Although a two-year total of $430,000 was pared from fiscal 1991-93 budgets for various cultural programs--$100,000 more in cuts than originally proposed--there were no layoffs and the city's newly established Cultural Affairs Commission will remain in existence.

"The Cultural Affairs Commission was gratified by the outpouring of community support," said Henry Korn, the city's cultural affairs manager, "particularly from the Chinese, Japanese, Vietnamese, Sikh and Asian Indian communities in Irvine. We look forward to sustaining and accelerating the cultural development of the city."
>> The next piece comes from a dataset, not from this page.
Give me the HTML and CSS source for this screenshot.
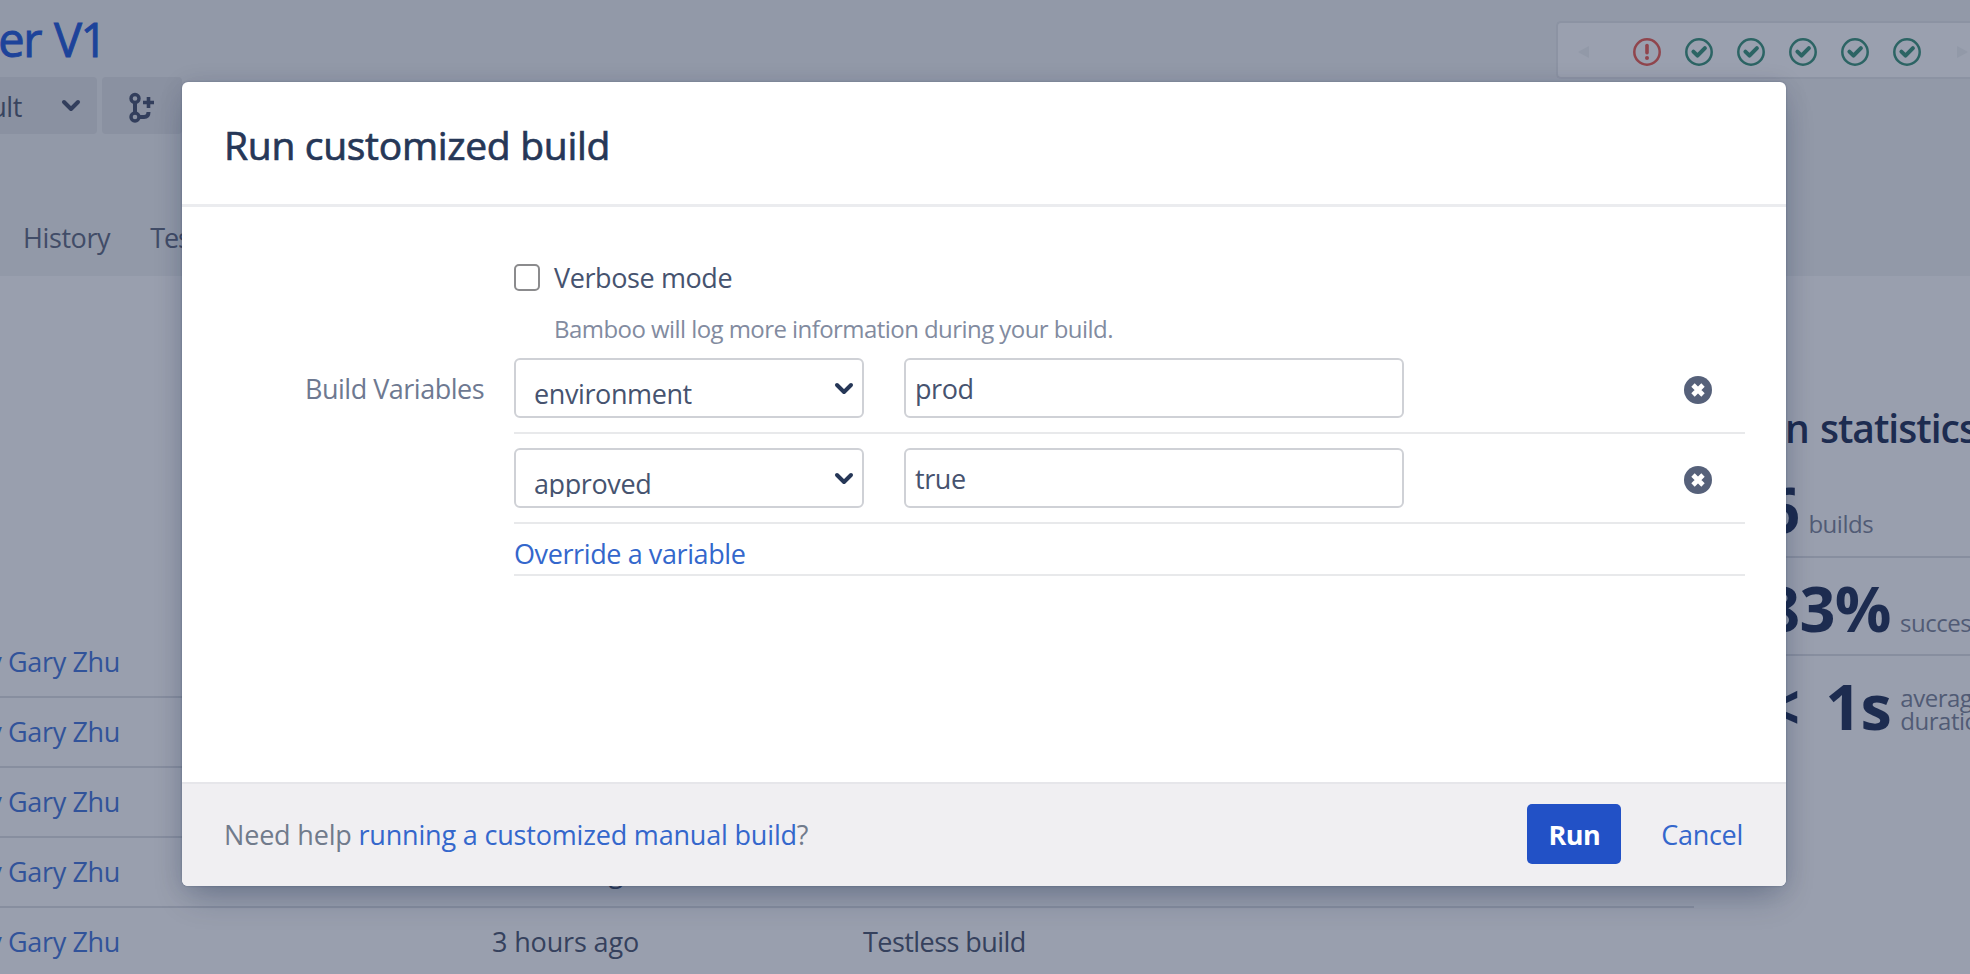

It is the five-member commission's responsibility, according to the City Council, "to develop, foster and promote the arts as experiences central to the life of the city." In the budget approved Tuesday night, two cultural staff positions that are now vacant will remain unfilled, including a facilities and operations coordinator for the Irvine Fine Arts Center. In addition, over the next two years $50,000 will be cut from city funding for the center's exhibitions, a 50% reduction.

However, Korn said, the city received word this week that the NEA has awarded the center $15,000 to support "Issue of Empire," a multicultural exhibition of drawing, painting and installation art, which opens in December.

Participating in the exhibition will be Richard Turner, an environmental artist who directs the gallery at Chapman College in Orange, as well as several Vietnamese refugee artists who have yet to be chosen.